Beth Tfiloh is also implementing a new inclusion program for students with learning differences in its lower school. The program features smaller classes, with one teacher for every two to three students, which will provide a more personal and hands-on experience for students who may need extra accommodations to learn.
“The primary goal is to include students with learning differences in the culture of the school, but also providing a program that is appropriate for their learning style,” Schorr said. “It’s very exciting and will make it possible for kids who would otherwise not be able to handle the environment at Beth Tfiloh to attend day school.”
Bnos Yisroel of Baltimore, Baltimore
Bnos Yisroel, a girls’ school that focuses on Torah learning, has added a few new programs for the year.
The school is meeting the increased interest in STEM fields with an all new program focused on science, technology, engineering and math, as well as by building a new science lab and offering more electives.
Bnos Yisroel has also implemented a school-wide gardening program in hopes of offering more outdoor learning opportunities for students.
“We are pleased to share that we have hired a master gardener to work on different projects with different divisions,” said Ahuvah Heyman, Bnos Yisroel’s school director. “We look forward to growing our garden, enhancing our landscape and building an outdoor learning space.”
Ohr Chadash Academy, Baltimore
Ohr Chadash plans to welcome a new shlicha from Israel this year, continuing its dedication to Israeli education.
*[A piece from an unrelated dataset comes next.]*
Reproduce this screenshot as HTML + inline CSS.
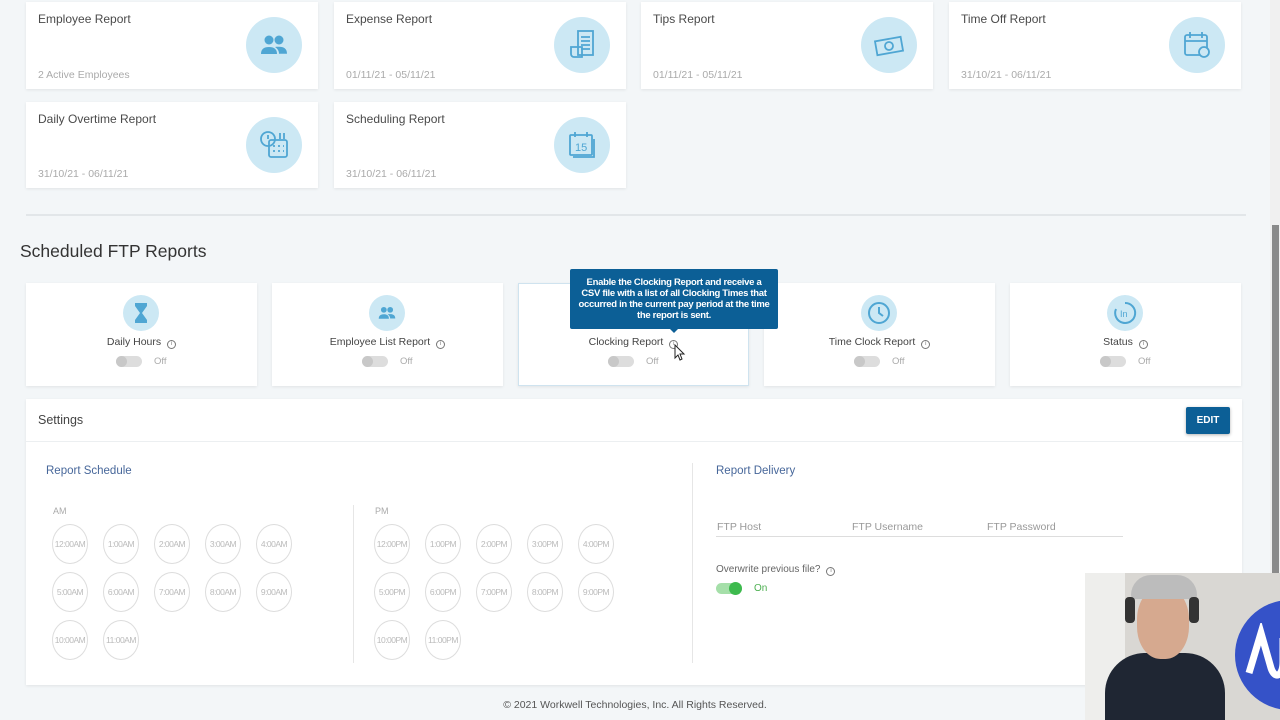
<!DOCTYPE html>
<html><head><meta charset="utf-8"><style>
*{margin:0;padding:0;box-sizing:border-box}
body{width:1280px;height:720px;overflow:hidden;background:#f3f6f8;font-family:"Liberation Sans",sans-serif;position:relative;color:#444}
.a{position:absolute}
.card{position:absolute;background:#fff;box-shadow:0 1px 3px rgba(0,0,0,.08)}
.rt{position:absolute;left:12px;top:10px;font-size:12px;color:#4a4a4a}
.rs{position:absolute;left:12px;top:67px;font-size:10.5px;color:#aaa}
.ic{position:absolute;left:220px;top:15px;width:56px;height:56px;border-radius:50%;background:#cce8f4;display:flex;align-items:center;justify-content:center}
.fc{position:absolute;top:283px;width:231px;height:103px;background:#fff;box-shadow:0 1px 3px rgba(0,0,0,.08);text-align:center}
.fi{position:absolute;left:97px;top:12px;width:36px;height:36px;border-radius:50%;background:#cce8f4;display:flex;align-items:center;justify-content:center}
.fl{position:absolute;left:0;right:0;top:53px;font-size:10.5px;color:#444}
.info{display:inline-block;width:9px;height:9px;border:1px solid #777;border-radius:50%;margin-left:6px;vertical-align:0px;font-size:6px;line-height:7px;text-align:center;color:#777}
.tg{position:absolute;top:73px;width:26px;height:11px;border-radius:6px;background:#ddd}
.tg:before{content:"";position:absolute;left:0;top:0;width:11px;height:11px;border-radius:50%;background:#c8c8c8}
.off{position:absolute;top:73px;font-size:9.5px;color:#aaa}
.tc{position:absolute;width:36px;height:40px;border:1px solid #ddd;border-radius:50%;font-size:8.5px;color:#bbb;display:flex;align-items:center;justify-content:center;letter-spacing:-.5px}
</style></head><body>

<div class="card" style="left:26px;top:2px;width:292px;height:87px"><div class="rt">Employee Report</div><div class="rs">2 Active Employees</div><div class="ic"><svg width="28" height="22" viewBox="0 0 28 22" fill="#4fa6d3"><circle cx="9" cy="6" r="4.5"/><circle cx="19" cy="6" r="4.5"/><path d="M1 20c0-5 3-7 8-7s8 2 8 7z"/><path d="M15 13c1-.3 2-.3 4-.3 5 0 8 2 8 7h-8c0-3-1.5-5-4-6.7z"/></svg></div></div>
<div class="card" style="left:334px;top:2px;width:292px;height:87px"><div class="rt">Expense Report</div><div class="rs">01/11/21 - 05/11/21</div><div class="ic"><svg width="28" height="32" viewBox="0 0 28 32" fill="none" stroke="#4fa6d3" stroke-width="1.8"><rect x="10" y="2" width="15" height="24"/><path d="M13 8h9M13 12h9M13 16h9M13 20h9"/><path d="M3 18h11v10H6a3 3 0 0 1-3-3z"/></svg></div></div>
<div class="card" style="left:641px;top:2px;width:292px;height:87px"><div class="rt">Tips Report</div><div class="rs">01/11/21 - 05/11/21</div><div class="ic"><svg width="32" height="24" viewBox="0 0 32 24" fill="none" stroke="#4fa6d3" stroke-width="1.8"><rect x="3" y="6" width="26" height="14" transform="rotate(-10 16 13)"/><circle cx="16" cy="13" r="4"/></svg></div></div>
<div class="card" style="left:949px;top:2px;width:292px;height:87px"><div class="rt">Time Off Report</div><div class="rs">31/10/21 - 06/11/21</div><div class="ic"><svg width="30" height="30" viewBox="0 0 30 30" fill="none" stroke="#4fa6d3" stroke-width="1.8"><rect x="3" y="5" width="22" height="20" rx="2"/><path d="M3 11h22M8 2v6M20 2v6"/><circle cx="22" cy="22" r="5" fill="#cce8f4"/></svg></div></div>
<div class="card" style="left:26px;top:102px;width:292px;height:86px"><div class="rt">Daily Overtime Report</div><div class="rs" style="top:66px">31/10/21 - 06/11/21</div><div class="ic"><svg width="32" height="32" viewBox="0 0 32 32" fill="none" stroke="#4fa6d3" stroke-width="1.8"><circle cx="10" cy="10" r="7"/><path d="M10 6v4"/><rect x="11" y="11" width="18" height="17" rx="2"/><path d="M15 17h2M20 17h2M25 17h1M15 22h2M20 22h2M25 22h1M22 4v6M26 4v6"/></svg></div></div>
<div class="card" style="left:334px;top:102px;width:292px;height:86px"><div class="rt">Scheduling Report</div><div class="rs" style="top:66px">31/10/21 - 06/11/21</div><div class="ic"><svg width="30" height="30" viewBox="0 0 30 30" fill="none" stroke="#4fa6d3" stroke-width="1.8"><rect x="3" y="5" width="22" height="20" rx="1"/><path d="M8 2v5M20 2v5M6 27h21V9"/><text x="8" y="21" font-size="11" fill="#4fa6d3" stroke="none" font-family="Liberation Sans">15</text></svg></div></div>

<div class="a" style="left:26px;top:214px;width:1220px;height:2px;background:#e2e6e9"></div>
<div class="a" style="left:20px;top:241px;font-size:17.5px;color:#333">Scheduled FTP Reports</div>

<div class="fc" style="left:26px"><div class="fi"><svg width="12" height="20" viewBox="0 0 12 20" fill="#4fa6d3"><path d="M0 0h12v3L7 10l5 7v3H0v-3l5-7-5-7z"/></svg></div><div class="fl">Daily Hours<span class="info">i</span></div><div class="tg" style="left:90px"></div><div class="off" style="left:128px">Off</div></div>
<div class="fc" style="left:272px"><div class="fi"><svg width="20" height="14" viewBox="0 0 28 22" fill="#4fa6d3"><circle cx="9" cy="6" r="4.5"/><circle cx="19" cy="6" r="4.5"/><path d="M1 20c0-5 3-7 8-7s8 2 8 7z"/><path d="M15 13c1-.3 2-.3 4-.3 5 0 8 2 8 7h-8c0-3-1.5-5-4-6.7z"/></svg></div><div class="fl">Employee List Report<span class="info">i</span></div><div class="tg" style="left:90px"></div><div class="off" style="left:128px">Off</div></div>
<div class="fc" style="left:518px;border:1px solid #cfe3ef"><div class="fl" style="top:52px">Clocking Report<span class="info">i</span></div><div class="tg" style="left:89px;top:72px"></div><div class="off" style="left:127px;top:72px">Off</div></div>
<div class="fc" style="left:764px"><div class="fi"><svg width="24" height="24" viewBox="0 0 24 24" fill="none" stroke="#4fa6d3" stroke-width="2"><circle cx="12" cy="12" r="10"/><path d="M12 6v6l4 3"/></svg></div><div class="fl">Time Clock Report<span class="info">i</span></div><div class="tg" style="left:90px"></div><div class="off" style="left:128px">Off</div></div>
<div class="fc" style="left:1010px"><div class="fi"><svg width="26" height="26" viewBox="0 0 26 26" fill="none" stroke="#4fa6d3" stroke-width="2"><path d="M13 3a10 10 0 1 1-9 6"/><text x="8" y="17" font-size="9" fill="#4fa6d3" stroke="none" font-family="Liberation Sans">In</text></svg></div><div class="fl">Status<span class="info">i</span></div><div class="tg" style="left:90px"></div><div class="off" style="left:128px">Off</div></div>

<div class="a" style="left:570px;top:269px;width:208px;height:60px;background:#0c5f96;border-radius:2px;color:#fff;font-size:9.5px;font-weight:bold;text-align:center;line-height:11px;padding-top:8px;letter-spacing:-.3px">Enable the Clocking Report and receive a<br>CSV file with a list of all Clocking Times that<br>occurred in the current pay period at the time<br>the report is sent.</div>
<div class="a" style="left:669px;top:328px;width:0;height:0;border-left:5px solid transparent;border-right:5px solid transparent;border-top:5px solid #0c5f96"></div>
<svg class="a" style="left:674px;top:344px" width="12" height="17" viewBox="0 0 12 17"><path d="M1 1v13l3-3 2 5 2-1-2-5h4z" fill="#fff" stroke="#222"/></svg>

<div class="card" style="left:26px;top:399px;width:1216px;height:286px">
<div class="a" style="left:12px;top:14px;font-size:12.5px;color:#444">Settings</div>
<div class="a" style="left:1160px;top:8px;width:44px;height:27px;background:#0c5f96;border-radius:2px;color:#fff;font-size:10px;font-weight:bold;display:flex;align-items:center;justify-content:center;box-shadow:0 1px 3px rgba(0,0,0,.3)">EDIT</div>
<div class="a" style="left:0;top:42px;width:1216px;height:1px;background:#eceff1"></div>
<div class="a" style="left:20px;top:66px;font-size:11.5px;color:#47679a">Report Schedule</div>
<div class="a" style="left:27px;top:107px;font-size:9px;color:#aaa">AM</div>
<div class="a" style="left:349px;top:107px;font-size:9px;color:#aaa">PM</div>
<div class="a" style="left:327px;top:106px;width:1px;height:158px;background:#e6e6e6"></div>
<div class="a" style="left:666px;top:64px;width:1px;height:200px;background:#e6e6e6"></div>
<div class="a" style="left:690px;top:66px;font-size:11.5px;color:#47679a">Report Delivery</div>
<div class="a" style="left:691px;top:122px;font-size:10.5px;color:#999">FTP Host</div>
<div class="a" style="left:826px;top:122px;font-size:10.5px;color:#999">FTP Username</div>
<div class="a" style="left:961px;top:122px;font-size:10.5px;color:#999">FTP Password</div>
<div class="a" style="left:690px;top:137px;width:407px;height:1px;background:#ddd"></div>
<div class="a" style="left:690px;top:165px;font-size:10px;color:#666">Overwrite previous file?<span class="info">i</span></div>
<div class="a" style="left:690px;top:184px;width:26px;height:11px;border-radius:6px;background:#a5dfa9"></div>
<div class="a" style="left:703px;top:183px;width:13px;height:13px;border-radius:50%;background:#3dba4e"></div>
<div class="a" style="left:728px;top:184px;font-size:10px;color:#4caf50">On</div>
</div>

<div id="tc"></div>
<script>
var h='',am=['12:00AM','1:00AM','2:00AM','3:00AM','4:00AM','5:00AM','6:00AM','7:00AM','8:00AM','9:00AM','10:00AM','11:00AM'];
for(var i=0;i<12;i++){var x=i%5,y=Math.floor(i/5);
h+='<div class="tc" style="left:'+(52+x*51)+'px;top:'+(524+y*48)+'px">'+am[i]+'</div>';
h+='<div class="tc" style="left:'+(374+x*51)+'px;top:'+(524+y*48)+'px">'+am[i].replace('AM','PM')+'</div>';}
document.getElementById('tc').innerHTML=h;
</script>

<div class="a" style="left:0;top:705px;width:1270px;text-align:center;font-size:10.5px;color:#555;line-height:0">© 2021 Workwell Technologies, Inc. All Rights Reserved.</div>

<div class="a" style="left:1270px;top:0;width:10px;height:720px;background:#f0f0f0"></div>
<div class="a" style="left:1272px;top:225px;width:7px;height:348px;background:#8a8a8a"></div>

<div class="a" style="left:1085px;top:573px;width:195px;height:147px;background:#d9d7d3;overflow:hidden">
<div class="a" style="left:0;top:0;width:40px;height:147px;background:#eeeeec"></div>
<div class="a" style="left:150px;top:27px;width:110px;height:110px;border-radius:50%;background:#3552c8"></div>
<svg class="a" style="left:160px;top:50px" width="40" height="60"><path d="M4 50L16 10l10 35c4 12 12 8 12-6V15" fill="none" stroke="#fff" stroke-width="7"/></svg>
<div class="a" style="left:20px;top:80px;width:120px;height:80px;border-radius:40px 40px 0 0;background:#1f2633"></div>
<div class="a" style="left:52px;top:14px;width:52px;height:72px;border-radius:45%;background:#d6a98f"></div>
<div class="a" style="left:46px;top:2px;width:66px;height:24px;border-radius:30px 30px 6px 6px;background:#bcbcbc"></div>
<div class="a" style="left:40px;top:24px;width:10px;height:26px;border-radius:4px;background:#333"></div>
<div class="a" style="left:104px;top:24px;width:10px;height:26px;border-radius:4px;background:#333"></div>
</div>
</body></html>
Through Jewish Educational Services, the school already works with two teenage Shinshinim. It will soon add shlicha Karina Rand, who is coming from Israel with her husband and children. Her children will be attending OCA while she is there.
Shinshinim and shlichot are responsible for organizing educational programs based around Israeli language, history and culture. OCA entrusts them with organizing the school’s Yom HaZikaron and Yom Ha’atzmaut programming, as both are holidays of great significance to Israel.
“They teach the children Hebrew songs and expand their Hebrew vocabulary, and they talk about communities in Israel and what makes them unique,” OCA Head of School Deborah Rapoport said. “They add a great deal of ruach, content and skill to the school, and they connect our kids to Israel.”
In addition, OCA is working on expanding its slate of after-school activities. For a long time, the school has offered the OCA Theatrical Society, which lets students participate in the performing arts. More recently, it has also implemented after-school sports programs, as well as art, dance, chess and music classes for elementary school students.
OCA also offers a local chapter of Girls on the Run, a nonprofit organization that trains young girls to run 5k races.
“It’s very empowering and bolsters their self-confidence,” Rapoport said. “It fosters very strong emotional and physical development, which is tied to our focus on social and emotional learning.”